Mehr als hinhaltenden Widerstand konnte die CSU dem nie entgegensetzen, auch nicht unter Strauß, der die eiskalte Entsorgung der versprochenen "geistig-moralischen" Wende durch den CDU-Kanzler Helmut Kohl tatenlos hinnahm. Das Verhältnis der CSU, wie der Union insgesamt, zu den sie lange Zeit tragenden konservativen und ländlichen Strukturen war stets eher taktischer als strategischer Natur. Man nutzte gläubige Christen oder Vertriebene, Heimatverbundene und Nationalgesinnte gern als sichere Bank, steckte ihnen auch mal Geschenke zu, doch den Kampf um die kulturelle Hegemonie in gesellschaftlichen Gruppen, Organisationen und Subkulturen, in den Medien und an den Hochschulen überließ man den Achtundsechzigern und ihren Erben.

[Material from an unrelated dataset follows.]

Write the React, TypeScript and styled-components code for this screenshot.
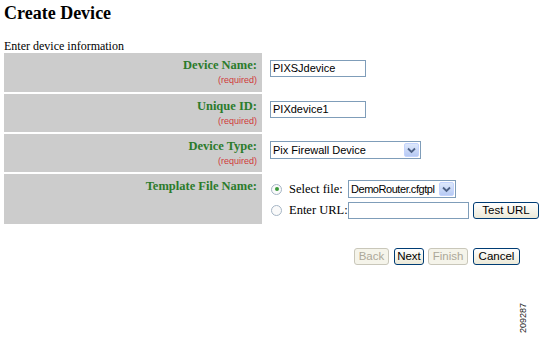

Aufschlußreich ist, wer vom Vertrauensverlust der CSU nicht profitiert hat: die durch Ausgrenzung und Diffamierung marginalisierten rechten Parteien. Obwohl der Verlust der absoluten Mehrheit den Schlußpunkt unter das Abdanken der CSU als "demokratische Rechte" im etablierten Parteienspektrum setzte, konnten beispielsweise die rechtskonservativen Republikaner schon mangels Präsenz davon nicht profitieren. Das heißt aber nicht, daß eine Diversifizierung der Parteienlandschaft nach rechts nicht grundsätzlich möglich wäre. Bayern bleibt weiter "bürgerlich"; die Verluste der CSU sind fast ausschließlich der FDP und den Freien Wählern zugekommen. Mit letzteren hat erstmals eine Gruppierung, die Holz vom Holze der CSU ist, den Sprung in den Landtag geschafft.

Während die Rückkehr der FDP als wirtschaftsliberales Korrektiv durchaus von Dauer sein könnte, ist die Verstetigung des Erfolgs der Freien Wähler von vielen Unwägbarkeiten abhängig. Wird sich die programmatisch heterogene Gruppierung, die stolz auf ihre vermeintlich pragmatische "Ideologiefreiheit" ist, im politischen Tagesgeschäft zerstreiten und entzaubern? Kann sie auf Dauer als Nicht-Partei ohne einen programmatischen Kernbestand an gestaltenden Inhalten auskommen? Sucht sie diese Linie in der linken CDU-Mitte, wird das Gedränge dort noch enger; sucht sie ihn rechts der CSU, wird der Gegenwind scharf.

Becksteins zaghafte Hoffnung, die "freien" ehemaligen Wähler wieder einzufangen - vor allem in Wahlen zu Bundestag oder Europaparlament, wo diese nicht antreten - ist von daher nicht unbegründet. Auch die Bundes-CDU muß ein Interesse daran haben, die CSU als rechten Flügel der Union wiederauferstehen zu lassen und nicht zu einem Unions-Landesverband unter vielen werden zu lassen: Ohne die starken Stimmenbänke aus Bayern wackelt auch ihre Kanzlerschaft.

Viel hängt für die CSU davon ab, wer nach dem überfälligen Abgang der gescheiterten Führungsmannschaft die Brücke betritt: Den Nimbus wiedergewinnen, dem die CSU ihre absoluten Mehrheiten verdankte, kann - wenn überhaupt - nur ein Charismatiker, der mehr vermittelt als pure Machtbesessenheit.